We need to look into that type of employment, which is dangerously precarious. We need to consider the law in relation to this matter, and I am pleased that the Secretary of State for Business, Innovation and Skills agrees. We need to look carefully into what happened in the build-up to the company’s going into administration. I have met the Business Secretary, who intends to wait until the report by the administrator is complete before

23 Jan 2015 : Column 537

deciding whether the situation warrants an investigation. I personally believe that an investigation is warranted already, but I appreciate the Business Secretary’s position. Once the report is published, I will be keen to call for an investigation.

We cannot have a situation in which asset strippers can toy with workers so that thousands lose their jobs with no warning while the management are able to make plans. This is a good example of a situation in which many people who were counted as self-employed were left very vulnerable when the company collapsed. Furthermore, the owners were able to walk away with millions, while giving workers no notice period in which they could have started looking for jobs. Your type of work matters, your pay matters, your employment status and rights matter, your security and stability matters, your quality of life matters: it not just about the headline figures.

In addition to the recent job losses at City Link, a number of other companies have announced their intention to cut jobs in Coventry. This includes the recent closure of the Marks & Spencer warehouse, where about 150 jobs are expected to be lost, and recent job losses at Sainsbury’s. Peugeot Citroen will be cutting jobs, although the number now looks to be under 100. In November, Severn Trent announced plans to cut 600 jobs. Given that the city has had a decreased employment rate in the past year and is already below the national average, we need to make sure that there are no structural reasons behind this, so we must take each case seriously. I urge the Minister to pay close attention to the picture of jobs in Coventry and to comment on the attractiveness of Coventry as a place to do business.

I want to flag up a number of other concerns. Median annual pay in 2014 was £499 down on the 2013 figure, and that is £1,505 lower than the average in England. Gross weekly pay for a woman in Coventry is over £100 less than that of a man. Perhaps most alarmingly of all, Coventry was 63rd of 64 for the highest percentage of people with no formal qualifications—15.8%. That is something we really need to look at and work on.

That brings me to the bigger picture, which is that the Government are throwing taxpayers’ money at subsidising companies that pay low wages.

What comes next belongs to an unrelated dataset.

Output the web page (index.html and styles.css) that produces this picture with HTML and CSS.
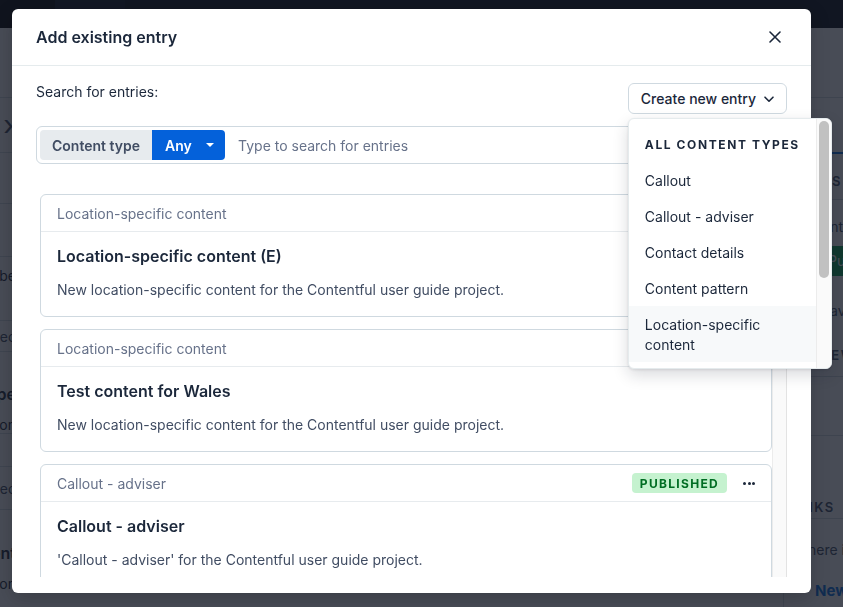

We are seeing people pushed off JSA to become self-employed, often earning very little indeed and needing substantial income support. There is no training, support or career development—it is all about being able to keep unemployment figures down. Similarly, a third of jobs in Coventry are part-time. That figure does not show how many of these people cannot get full-time work. I have constituents who are technically employed, but for only a few hours a week. They want to work more hours, but they are not offered them, and the Government then have to top up their income. I urge everyone to watch last week’s Channel 4 “Dispatches” programme, “Low Pay Britain”. I am concerned that the employment figures are masking the reality and papering over the real problem, which is a lack of proper, well-paid, stable jobs that pay enough to live on and include future career opportunities. I ask the Minister to take this seriously, as I am sure she will. It is not enough to say there are jobs—it matters what types of jobs they are.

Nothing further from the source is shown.